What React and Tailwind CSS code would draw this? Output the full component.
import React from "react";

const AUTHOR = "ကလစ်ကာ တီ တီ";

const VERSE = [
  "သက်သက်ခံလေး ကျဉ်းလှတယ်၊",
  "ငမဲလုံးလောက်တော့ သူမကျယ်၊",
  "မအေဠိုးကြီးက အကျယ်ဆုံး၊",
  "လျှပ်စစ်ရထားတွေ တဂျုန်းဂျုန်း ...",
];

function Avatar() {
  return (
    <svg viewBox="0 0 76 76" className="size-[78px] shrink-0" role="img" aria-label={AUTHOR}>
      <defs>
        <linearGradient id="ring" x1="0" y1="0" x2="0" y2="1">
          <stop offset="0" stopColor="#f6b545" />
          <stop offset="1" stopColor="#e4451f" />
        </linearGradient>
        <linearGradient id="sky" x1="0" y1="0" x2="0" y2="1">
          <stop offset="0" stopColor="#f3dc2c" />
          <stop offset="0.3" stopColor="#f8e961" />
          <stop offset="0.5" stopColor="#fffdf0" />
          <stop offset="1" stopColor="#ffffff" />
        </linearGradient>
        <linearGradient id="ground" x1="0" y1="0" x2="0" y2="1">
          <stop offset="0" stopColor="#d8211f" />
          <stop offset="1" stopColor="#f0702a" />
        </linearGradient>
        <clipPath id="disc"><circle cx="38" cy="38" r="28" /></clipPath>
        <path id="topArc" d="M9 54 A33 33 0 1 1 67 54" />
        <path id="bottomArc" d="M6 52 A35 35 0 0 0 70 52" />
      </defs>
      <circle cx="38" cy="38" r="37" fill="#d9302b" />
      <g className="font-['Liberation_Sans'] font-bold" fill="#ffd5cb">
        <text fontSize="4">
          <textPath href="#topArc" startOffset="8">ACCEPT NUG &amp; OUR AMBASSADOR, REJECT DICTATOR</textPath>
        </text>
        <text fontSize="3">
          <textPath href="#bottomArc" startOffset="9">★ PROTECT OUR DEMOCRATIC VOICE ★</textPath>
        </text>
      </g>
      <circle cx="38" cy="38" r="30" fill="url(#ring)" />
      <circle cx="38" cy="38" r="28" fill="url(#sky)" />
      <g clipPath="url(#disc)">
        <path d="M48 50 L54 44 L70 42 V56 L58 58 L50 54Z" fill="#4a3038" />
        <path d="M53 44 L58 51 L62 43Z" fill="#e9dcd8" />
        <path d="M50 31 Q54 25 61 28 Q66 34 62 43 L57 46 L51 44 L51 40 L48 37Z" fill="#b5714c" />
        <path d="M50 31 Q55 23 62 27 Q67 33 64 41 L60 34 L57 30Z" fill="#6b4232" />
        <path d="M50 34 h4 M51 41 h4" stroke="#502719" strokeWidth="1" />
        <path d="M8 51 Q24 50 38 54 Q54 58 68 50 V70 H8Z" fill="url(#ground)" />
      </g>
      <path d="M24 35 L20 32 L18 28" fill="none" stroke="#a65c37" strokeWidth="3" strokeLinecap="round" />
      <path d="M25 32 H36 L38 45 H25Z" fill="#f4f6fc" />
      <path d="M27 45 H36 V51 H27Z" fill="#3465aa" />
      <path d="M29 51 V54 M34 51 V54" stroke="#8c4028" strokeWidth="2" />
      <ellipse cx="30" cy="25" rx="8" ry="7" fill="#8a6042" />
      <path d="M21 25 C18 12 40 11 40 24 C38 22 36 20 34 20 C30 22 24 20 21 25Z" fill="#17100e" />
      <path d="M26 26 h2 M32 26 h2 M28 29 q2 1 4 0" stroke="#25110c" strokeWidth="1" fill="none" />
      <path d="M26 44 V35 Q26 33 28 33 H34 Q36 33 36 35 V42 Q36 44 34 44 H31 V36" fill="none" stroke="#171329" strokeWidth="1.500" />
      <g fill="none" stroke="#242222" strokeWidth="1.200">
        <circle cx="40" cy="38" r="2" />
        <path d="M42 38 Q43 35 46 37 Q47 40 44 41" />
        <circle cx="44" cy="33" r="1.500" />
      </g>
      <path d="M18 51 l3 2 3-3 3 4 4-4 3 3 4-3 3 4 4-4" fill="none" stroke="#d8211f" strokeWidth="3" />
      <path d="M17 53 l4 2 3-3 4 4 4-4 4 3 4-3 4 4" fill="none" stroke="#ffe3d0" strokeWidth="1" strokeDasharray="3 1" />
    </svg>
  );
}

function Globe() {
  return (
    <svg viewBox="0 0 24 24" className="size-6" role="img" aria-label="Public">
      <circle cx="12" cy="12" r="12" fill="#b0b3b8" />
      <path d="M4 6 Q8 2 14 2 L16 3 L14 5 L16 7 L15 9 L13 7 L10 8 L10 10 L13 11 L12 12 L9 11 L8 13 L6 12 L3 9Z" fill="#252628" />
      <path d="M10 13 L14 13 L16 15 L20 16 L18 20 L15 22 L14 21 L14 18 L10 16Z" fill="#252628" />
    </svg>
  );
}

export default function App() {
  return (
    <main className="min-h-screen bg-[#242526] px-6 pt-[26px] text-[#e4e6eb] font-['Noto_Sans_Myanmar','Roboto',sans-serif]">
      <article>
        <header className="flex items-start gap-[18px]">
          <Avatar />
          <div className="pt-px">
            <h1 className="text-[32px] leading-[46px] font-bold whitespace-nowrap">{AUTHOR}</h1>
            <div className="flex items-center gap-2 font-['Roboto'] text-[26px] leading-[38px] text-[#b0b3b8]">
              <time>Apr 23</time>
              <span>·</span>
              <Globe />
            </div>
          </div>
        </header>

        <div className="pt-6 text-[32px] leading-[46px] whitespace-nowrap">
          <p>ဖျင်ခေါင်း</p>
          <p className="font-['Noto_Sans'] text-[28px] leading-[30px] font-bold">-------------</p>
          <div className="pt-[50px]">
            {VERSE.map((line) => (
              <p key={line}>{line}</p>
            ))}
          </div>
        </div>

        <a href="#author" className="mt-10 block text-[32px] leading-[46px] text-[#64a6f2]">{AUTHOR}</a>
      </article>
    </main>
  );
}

——————————

-- EXERCISE DESCRIPTION --
Nothing should be changed: write out all of the data as is.

-- RESPONSE BELOW --
What React and Tailwind CSS code would draw this? Output the full component.
import React from "react";

const AUTHOR = "ကလစ်ကာ တီ တီ";

const VERSE = [
  "သက်သက်ခံလေး ကျဉ်းလှတယ်၊",
  "ငမဲလုံးလောက်တော့ သူမကျယ်၊",
  "မအေဠိုးကြီးက အကျယ်ဆုံး၊",
  "လျှပ်စစ်ရထားတွေ တဂျုန်းဂျုန်း ...",
];

function Avatar() {
  return (
    <svg viewBox="0 0 76 76" className="size-[78px] shrink-0" role="img" aria-label={AUTHOR}>
      <defs>
        <linearGradient id="ring" x1="0" y1="0" x2="0" y2="1">
          <stop offset="0" stopColor="#f6b545" />
          <stop offset="1" stopColor="#e4451f" />
        </linearGradient>
        <linearGradient id="sky" x1="0" y1="0" x2="0" y2="1">
          <stop offset="0" stopColor="#f3dc2c" />
          <stop offset="0.3" stopColor="#f8e961" />
          <stop offset="0.5" stopColor="#fffdf0" />
          <stop offset="1" stopColor="#ffffff" />
        </linearGradient>
        <linearGradient id="ground" x1="0" y1="0" x2="0" y2="1">
          <stop offset="0" stopColor="#d8211f" />
          <stop offset="1" stopColor="#f0702a" />
        </linearGradient>
        <clipPath id="disc"><circle cx="38" cy="38" r="28" /></clipPath>
        <path id="topArc" d="M9 54 A33 33 0 1 1 67 54" />
        <path id="bottomArc" d="M6 52 A35 35 0 0 0 70 52" />
      </defs>
      <circle cx="38" cy="38" r="37" fill="#d9302b" />
      <g className="font-['Liberation_Sans'] font-bold" fill="#ffd5cb">
        <text fontSize="4">
          <textPath href="#topArc" startOffset="8">ACCEPT NUG &amp; OUR AMBASSADOR, REJECT DICTATOR</textPath>
        </text>
        <text fontSize="3">
          <textPath href="#bottomArc" startOffset="9">★ PROTECT OUR DEMOCRATIC VOICE ★</textPath>
        </text>
      </g>
      <circle cx="38" cy="38" r="30" fill="url(#ring)" />
      <circle cx="38" cy="38" r="28" fill="url(#sky)" />
      <g clipPath="url(#disc)">
        <path d="M48 50 L54 44 L70 42 V56 L58 58 L50 54Z" fill="#4a3038" />
        <path d="M53 44 L58 51 L62 43Z" fill="#e9dcd8" />
        <path d="M50 31 Q54 25 61 28 Q66 34 62 43 L57 46 L51 44 L51 40 L48 37Z" fill="#b5714c" />
        <path d="M50 31 Q55 23 62 27 Q67 33 64 41 L60 34 L57 30Z" fill="#6b4232" />
        <path d="M50 34 h4 M51 41 h4" stroke="#502719" strokeWidth="1" />
        <path d="M8 51 Q24 50 38 54 Q54 58 68 50 V70 H8Z" fill="url(#ground)" />
      </g>
      <path d="M24 35 L20 32 L18 28" fill="none" stroke="#a65c37" strokeWidth="3" strokeLinecap="round" />
      <path d="M25 32 H36 L38 45 H25Z" fill="#f4f6fc" />
      <path d="M27 45 H36 V51 H27Z" fill="#3465aa" />
      <path d="M29 51 V54 M34 51 V54" stroke="#8c4028" strokeWidth="2" />
      <ellipse cx="30" cy="25" rx="8" ry="7" fill="#8a6042" />
      <path d="M21 25 C18 12 40 11 40 24 C38 22 36 20 34 20 C30 22 24 20 21 25Z" fill="#17100e" />
      <path d="M26 26 h2 M32 26 h2 M28 29 q2 1 4 0" stroke="#25110c" strokeWidth="1" fill="none" />
      <path d="M26 44 V35 Q26 33 28 33 H34 Q36 33 36 35 V42 Q36 44 34 44 H31 V36" fill="none" stroke="#171329" strokeWidth="1.500" />
      <g fill="none" stroke="#242222" strokeWidth="1.200">
        <circle cx="40" cy="38" r="2" />
        <path d="M42 38 Q43 35 46 37 Q47 40 44 41" />
        <circle cx="44" cy="33" r="1.500" />
      </g>
      <path d="M18 51 l3 2 3-3 3 4 4-4 3 3 4-3 3 4 4-4" fill="none" stroke="#d8211f" strokeWidth="3" />
      <path d="M17 53 l4 2 3-3 4 4 4-4 4 3 4-3 4 4" fill="none" stroke="#ffe3d0" strokeWidth="1" strokeDasharray="3 1" />
    </svg>
  );
}

function Globe() {
  return (
    <svg viewBox="0 0 24 24" className="size-6" role="img" aria-label="Public">
      <circle cx="12" cy="12" r="12" fill="#b0b3b8" />
      <path d="M4 6 Q8 2 14 2 L16 3 L14 5 L16 7 L15 9 L13 7 L10 8 L10 10 L13 11 L12 12 L9 11 L8 13 L6 12 L3 9Z" fill="#252628" />
      <path d="M10 13 L14 13 L16 15 L20 16 L18 20 L15 22 L14 21 L14 18 L10 16Z" fill="#252628" />
    </svg>
  );
}

export default function App() {
  return (
    <main className="min-h-screen bg-[#242526] px-6 pt-[26px] text-[#e4e6eb] font-['Noto_Sans_Myanmar','Roboto',sans-serif]">
      <article>
        <header className="flex items-start gap-[18px]">
          <Avatar />
          <div className="pt-px">
            <h1 className="text-[32px] leading-[46px] font-bold whitespace-nowrap">{AUTHOR}</h1>
            <div className="flex items-center gap-2 font-['Roboto'] text-[26px] leading-[38px] text-[#b0b3b8]">
              <time>Apr 23</time>
              <span>·</span>
              <Globe />
            </div>
          </div>
        </header>

        <div className="pt-6 text-[32px] leading-[46px] whitespace-nowrap">
          <p>ဖျင်ခေါင်း</p>
          <p className="font-['Noto_Sans'] text-[28px] leading-[30px] font-bold">-------------</p>
          <div className="pt-[50px]">
            {VERSE.map((line) => (
              <p key={line}>{line}</p>
            ))}
          </div>
        </div>

        <a href="#author" className="mt-10 block text-[32px] leading-[46px] text-[#64a6f2]">{AUTHOR}</a>
      </article>
    </main>
  );
}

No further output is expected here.